> [Work required]
Your task is to print all of the data word for word.

> [Dataset section]

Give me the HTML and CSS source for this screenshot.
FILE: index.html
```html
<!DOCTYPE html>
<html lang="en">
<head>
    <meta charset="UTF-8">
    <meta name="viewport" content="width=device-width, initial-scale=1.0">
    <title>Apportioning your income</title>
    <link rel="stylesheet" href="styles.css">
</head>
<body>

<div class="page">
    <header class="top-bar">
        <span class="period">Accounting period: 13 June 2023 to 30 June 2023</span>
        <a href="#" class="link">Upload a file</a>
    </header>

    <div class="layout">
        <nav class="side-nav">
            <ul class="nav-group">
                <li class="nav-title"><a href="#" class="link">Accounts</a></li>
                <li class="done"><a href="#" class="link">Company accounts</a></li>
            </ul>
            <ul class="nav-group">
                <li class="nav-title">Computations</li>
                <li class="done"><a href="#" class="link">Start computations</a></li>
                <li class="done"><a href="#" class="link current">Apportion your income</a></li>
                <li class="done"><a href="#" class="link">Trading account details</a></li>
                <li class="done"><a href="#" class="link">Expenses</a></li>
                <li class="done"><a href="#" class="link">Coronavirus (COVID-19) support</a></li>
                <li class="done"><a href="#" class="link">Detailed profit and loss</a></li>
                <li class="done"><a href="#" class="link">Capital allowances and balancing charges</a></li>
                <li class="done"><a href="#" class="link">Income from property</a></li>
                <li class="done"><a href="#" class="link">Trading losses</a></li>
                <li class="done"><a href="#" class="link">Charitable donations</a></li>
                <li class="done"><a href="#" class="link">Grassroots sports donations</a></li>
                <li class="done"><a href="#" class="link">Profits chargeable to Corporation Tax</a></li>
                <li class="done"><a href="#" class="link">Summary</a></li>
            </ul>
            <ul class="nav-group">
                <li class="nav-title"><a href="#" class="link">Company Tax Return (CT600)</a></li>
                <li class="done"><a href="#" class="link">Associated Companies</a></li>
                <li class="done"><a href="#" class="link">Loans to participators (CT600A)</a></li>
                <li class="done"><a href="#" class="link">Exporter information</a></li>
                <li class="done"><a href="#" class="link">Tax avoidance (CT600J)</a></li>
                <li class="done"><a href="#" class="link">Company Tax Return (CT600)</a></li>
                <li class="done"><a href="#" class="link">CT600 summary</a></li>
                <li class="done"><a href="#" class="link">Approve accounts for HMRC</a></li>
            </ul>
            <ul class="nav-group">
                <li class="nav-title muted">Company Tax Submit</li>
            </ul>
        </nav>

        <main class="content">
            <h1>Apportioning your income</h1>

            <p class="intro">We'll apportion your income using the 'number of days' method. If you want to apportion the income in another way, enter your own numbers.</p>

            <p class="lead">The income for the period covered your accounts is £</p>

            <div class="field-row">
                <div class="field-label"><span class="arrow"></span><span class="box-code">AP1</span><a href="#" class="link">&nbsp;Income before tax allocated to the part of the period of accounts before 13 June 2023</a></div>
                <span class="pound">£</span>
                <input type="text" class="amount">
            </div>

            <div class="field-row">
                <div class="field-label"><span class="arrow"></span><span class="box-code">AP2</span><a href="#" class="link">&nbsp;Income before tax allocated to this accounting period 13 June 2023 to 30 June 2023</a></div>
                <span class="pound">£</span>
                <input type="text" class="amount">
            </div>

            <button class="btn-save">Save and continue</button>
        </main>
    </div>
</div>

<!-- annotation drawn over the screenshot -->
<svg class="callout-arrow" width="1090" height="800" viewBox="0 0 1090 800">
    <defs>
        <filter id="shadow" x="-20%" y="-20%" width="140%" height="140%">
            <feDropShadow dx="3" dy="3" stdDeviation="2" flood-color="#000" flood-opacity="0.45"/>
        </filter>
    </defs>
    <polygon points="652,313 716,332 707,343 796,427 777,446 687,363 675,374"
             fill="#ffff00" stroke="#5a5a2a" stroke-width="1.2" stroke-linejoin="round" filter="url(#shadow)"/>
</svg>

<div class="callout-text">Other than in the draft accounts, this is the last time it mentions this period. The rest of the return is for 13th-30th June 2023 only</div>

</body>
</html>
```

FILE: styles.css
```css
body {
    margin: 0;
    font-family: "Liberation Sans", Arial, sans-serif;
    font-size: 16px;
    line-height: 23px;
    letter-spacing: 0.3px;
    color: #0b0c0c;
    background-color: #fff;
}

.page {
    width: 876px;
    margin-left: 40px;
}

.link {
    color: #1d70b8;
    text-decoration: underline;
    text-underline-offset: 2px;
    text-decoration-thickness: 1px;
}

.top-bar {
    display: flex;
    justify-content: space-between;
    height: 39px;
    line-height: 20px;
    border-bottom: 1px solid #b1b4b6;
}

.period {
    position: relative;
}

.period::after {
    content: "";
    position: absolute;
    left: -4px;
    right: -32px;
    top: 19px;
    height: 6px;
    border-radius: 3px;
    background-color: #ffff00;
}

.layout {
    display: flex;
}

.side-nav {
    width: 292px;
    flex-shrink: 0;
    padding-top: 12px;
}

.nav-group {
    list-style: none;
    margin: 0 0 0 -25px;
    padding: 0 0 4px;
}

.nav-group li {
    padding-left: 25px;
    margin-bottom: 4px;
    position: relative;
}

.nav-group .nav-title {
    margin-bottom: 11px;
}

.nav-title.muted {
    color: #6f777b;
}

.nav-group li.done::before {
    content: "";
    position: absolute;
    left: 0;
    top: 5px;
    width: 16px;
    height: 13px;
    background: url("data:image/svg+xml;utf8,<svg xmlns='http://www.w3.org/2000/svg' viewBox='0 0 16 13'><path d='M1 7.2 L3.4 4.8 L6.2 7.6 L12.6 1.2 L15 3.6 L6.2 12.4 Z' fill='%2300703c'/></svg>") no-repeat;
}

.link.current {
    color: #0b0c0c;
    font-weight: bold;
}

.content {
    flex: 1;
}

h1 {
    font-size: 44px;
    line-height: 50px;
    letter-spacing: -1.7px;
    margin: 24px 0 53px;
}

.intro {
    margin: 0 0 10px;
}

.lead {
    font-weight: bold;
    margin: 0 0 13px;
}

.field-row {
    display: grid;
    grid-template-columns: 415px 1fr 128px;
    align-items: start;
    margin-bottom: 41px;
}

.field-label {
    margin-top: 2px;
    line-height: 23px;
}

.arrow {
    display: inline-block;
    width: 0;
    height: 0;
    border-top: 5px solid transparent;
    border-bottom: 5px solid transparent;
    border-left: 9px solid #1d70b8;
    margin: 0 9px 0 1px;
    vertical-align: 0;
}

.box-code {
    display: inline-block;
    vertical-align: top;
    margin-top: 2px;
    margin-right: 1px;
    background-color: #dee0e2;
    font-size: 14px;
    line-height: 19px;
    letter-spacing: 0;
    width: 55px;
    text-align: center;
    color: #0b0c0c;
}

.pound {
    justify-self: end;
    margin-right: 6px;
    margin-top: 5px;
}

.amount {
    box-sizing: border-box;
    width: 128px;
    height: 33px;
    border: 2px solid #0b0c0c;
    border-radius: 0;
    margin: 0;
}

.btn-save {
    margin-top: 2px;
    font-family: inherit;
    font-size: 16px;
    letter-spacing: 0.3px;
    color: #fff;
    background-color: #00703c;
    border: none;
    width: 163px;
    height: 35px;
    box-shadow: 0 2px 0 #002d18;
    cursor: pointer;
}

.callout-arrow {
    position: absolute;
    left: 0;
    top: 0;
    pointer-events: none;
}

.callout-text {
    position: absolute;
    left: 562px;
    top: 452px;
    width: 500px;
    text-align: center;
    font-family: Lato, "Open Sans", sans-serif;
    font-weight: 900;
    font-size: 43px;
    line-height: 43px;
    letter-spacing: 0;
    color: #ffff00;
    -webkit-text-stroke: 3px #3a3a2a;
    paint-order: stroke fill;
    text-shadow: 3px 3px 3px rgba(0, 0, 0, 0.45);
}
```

> [Response]
Give me the HTML and CSS source for this screenshot.
FILE: index.html
```html
<!DOCTYPE html>
<html lang="en">
<head>
    <meta charset="UTF-8">
    <meta name="viewport" content="width=device-width, initial-scale=1.0">
    <title>Apportioning your income</title>
    <link rel="stylesheet" href="styles.css">
</head>
<body>

<div class="page">
    <header class="top-bar">
        <span class="period">Accounting period: 13 June 2023 to 30 June 2023</span>
        <a href="#" class="link">Upload a file</a>
    </header>

    <div class="layout">
        <nav class="side-nav">
            <ul class="nav-group">
                <li class="nav-title"><a href="#" class="link">Accounts</a></li>
                <li class="done"><a href="#" class="link">Company accounts</a></li>
            </ul>
            <ul class="nav-group">
                <li class="nav-title">Computations</li>
                <li class="done"><a href="#" class="link">Start computations</a></li>
                <li class="done"><a href="#" class="link current">Apportion your income</a></li>
                <li class="done"><a href="#" class="link">Trading account details</a></li>
                <li class="done"><a href="#" class="link">Expenses</a></li>
                <li class="done"><a href="#" class="link">Coronavirus (COVID-19) support</a></li>
                <li class="done"><a href="#" class="link">Detailed profit and loss</a></li>
                <li class="done"><a href="#" class="link">Capital allowances and balancing charges</a></li>
                <li class="done"><a href="#" class="link">Income from property</a></li>
                <li class="done"><a href="#" class="link">Trading losses</a></li>
                <li class="done"><a href="#" class="link">Charitable donations</a></li>
                <li class="done"><a href="#" class="link">Grassroots sports donations</a></li>
                <li class="done"><a href="#" class="link">Profits chargeable to Corporation Tax</a></li>
                <li class="done"><a href="#" class="link">Summary</a></li>
            </ul>
            <ul class="nav-group">
                <li class="nav-title"><a href="#" class="link">Company Tax Return (CT600)</a></li>
                <li class="done"><a href="#" class="link">Associated Companies</a></li>
                <li class="done"><a href="#" class="link">Loans to participators (CT600A)</a></li>
                <li class="done"><a href="#" class="link">Exporter information</a></li>
                <li class="done"><a href="#" class="link">Tax avoidance (CT600J)</a></li>
                <li class="done"><a href="#" class="link">Company Tax Return (CT600)</a></li>
                <li class="done"><a href="#" class="link">CT600 summary</a></li>
                <li class="done"><a href="#" class="link">Approve accounts for HMRC</a></li>
            </ul>
            <ul class="nav-group">
                <li class="nav-title muted">Company Tax Submit</li>
            </ul>
        </nav>

        <main class="content">
            <h1>Apportioning your income</h1>

            <p class="intro">We'll apportion your income using the 'number of days' method. If you want to apportion the income in another way, enter your own numbers.</p>

            <p class="lead">The income for the period covered your accounts is £</p>

            <div class="field-row">
                <div class="field-label"><span class="arrow"></span><span class="box-code">AP1</span><a href="#" class="link">&nbsp;Income before tax allocated to the part of the period of accounts before 13 June 2023</a></div>
                <span class="pound">£</span>
                <input type="text" class="amount">
            </div>

            <div class="field-row">
                <div class="field-label"><span class="arrow"></span><span class="box-code">AP2</span><a href="#" class="link">&nbsp;Income before tax allocated to this accounting period 13 June 2023 to 30 June 2023</a></div>
                <span class="pound">£</span>
                <input type="text" class="amount">
            </div>

            <button class="btn-save">Save and continue</button>
        </main>
    </div>
</div>

<!-- annotation drawn over the screenshot -->
<svg class="callout-arrow" width="1090" height="800" viewBox="0 0 1090 800">
    <defs>
        <filter id="shadow" x="-20%" y="-20%" width="140%" height="140%">
            <feDropShadow dx="3" dy="3" stdDeviation="2" flood-color="#000" flood-opacity="0.45"/>
        </filter>
    </defs>
    <polygon points="652,313 716,332 707,343 796,427 777,446 687,363 675,374"
             fill="#ffff00" stroke="#5a5a2a" stroke-width="1.2" stroke-linejoin="round" filter="url(#shadow)"/>
</svg>

<div class="callout-text">Other than in the draft accounts, this is the last time it mentions this period. The rest of the return is for 13th-30th June 2023 only</div>

</body>
</html>
```

FILE: styles.css
```css
body {
    margin: 0;
    font-family: "Liberation Sans", Arial, sans-serif;
    font-size: 16px;
    line-height: 23px;
    letter-spacing: 0.3px;
    color: #0b0c0c;
    background-color: #fff;
}

.page {
    width: 876px;
    margin-left: 40px;
}

.link {
    color: #1d70b8;
    text-decoration: underline;
    text-underline-offset: 2px;
    text-decoration-thickness: 1px;
}

.top-bar {
    display: flex;
    justify-content: space-between;
    height: 39px;
    line-height: 20px;
    border-bottom: 1px solid #b1b4b6;
}

.period {
    position: relative;
}

.period::after {
    content: "";
    position: absolute;
    left: -4px;
    right: -32px;
    top: 19px;
    height: 6px;
    border-radius: 3px;
    background-color: #ffff00;
}

.layout {
    display: flex;
}

.side-nav {
    width: 292px;
    flex-shrink: 0;
    padding-top: 12px;
}

.nav-group {
    list-style: none;
    margin: 0 0 0 -25px;
    padding: 0 0 4px;
}

.nav-group li {
    padding-left: 25px;
    margin-bottom: 4px;
    position: relative;
}

.nav-group .nav-title {
    margin-bottom: 11px;
}

.nav-title.muted {
    color: #6f777b;
}

.nav-group li.done::before {
    content: "";
    position: absolute;
    left: 0;
    top: 5px;
    width: 16px;
    height: 13px;
    background: url("data:image/svg+xml;utf8,<svg xmlns='http://www.w3.org/2000/svg' viewBox='0 0 16 13'><path d='M1 7.2 L3.4 4.8 L6.2 7.6 L12.6 1.2 L15 3.6 L6.2 12.4 Z' fill='%2300703c'/></svg>") no-repeat;
}

.link.current {
    color: #0b0c0c;
    font-weight: bold;
}

.content {
    flex: 1;
}

h1 {
    font-size: 44px;
    line-height: 50px;
    letter-spacing: -1.7px;
    margin: 24px 0 53px;
}

.intro {
    margin: 0 0 10px;
}

.lead {
    font-weight: bold;
    margin: 0 0 13px;
}

.field-row {
    display: grid;
    grid-template-columns: 415px 1fr 128px;
    align-items: start;
    margin-bottom: 41px;
}

.field-label {
    margin-top: 2px;
    line-height: 23px;
}

.arrow {
    display: inline-block;
    width: 0;
    height: 0;
    border-top: 5px solid transparent;
    border-bottom: 5px solid transparent;
    border-left: 9px solid #1d70b8;
    margin: 0 9px 0 1px;
    vertical-align: 0;
}

.box-code {
    display: inline-block;
    vertical-align: top;
    margin-top: 2px;
    margin-right: 1px;
    background-color: #dee0e2;
    font-size: 14px;
    line-height: 19px;
    letter-spacing: 0;
    width: 55px;
    text-align: center;
    color: #0b0c0c;
}

.pound {
    justify-self: end;
    margin-right: 6px;
    margin-top: 5px;
}

.amount {
    box-sizing: border-box;
    width: 128px;
    height: 33px;
    border: 2px solid #0b0c0c;
    border-radius: 0;
    margin: 0;
}

.btn-save {
    margin-top: 2px;
    font-family: inherit;
    font-size: 16px;
    letter-spacing: 0.3px;
    color: #fff;
    background-color: #00703c;
    border: none;
    width: 163px;
    height: 35px;
    box-shadow: 0 2px 0 #002d18;
    cursor: pointer;
}

.callout-arrow {
    position: absolute;
    left: 0;
    top: 0;
    pointer-events: none;
}

.callout-text {
    position: absolute;
    left: 562px;
    top: 452px;
    width: 500px;
    text-align: center;
    font-family: Lato, "Open Sans", sans-serif;
    font-weight: 900;
    font-size: 43px;
    line-height: 43px;
    letter-spacing: 0;
    color: #ffff00;
    -webkit-text-stroke: 3px #3a3a2a;
    paint-order: stroke fill;
    text-shadow: 3px 3px 3px rgba(0, 0, 0, 0.45);
}
```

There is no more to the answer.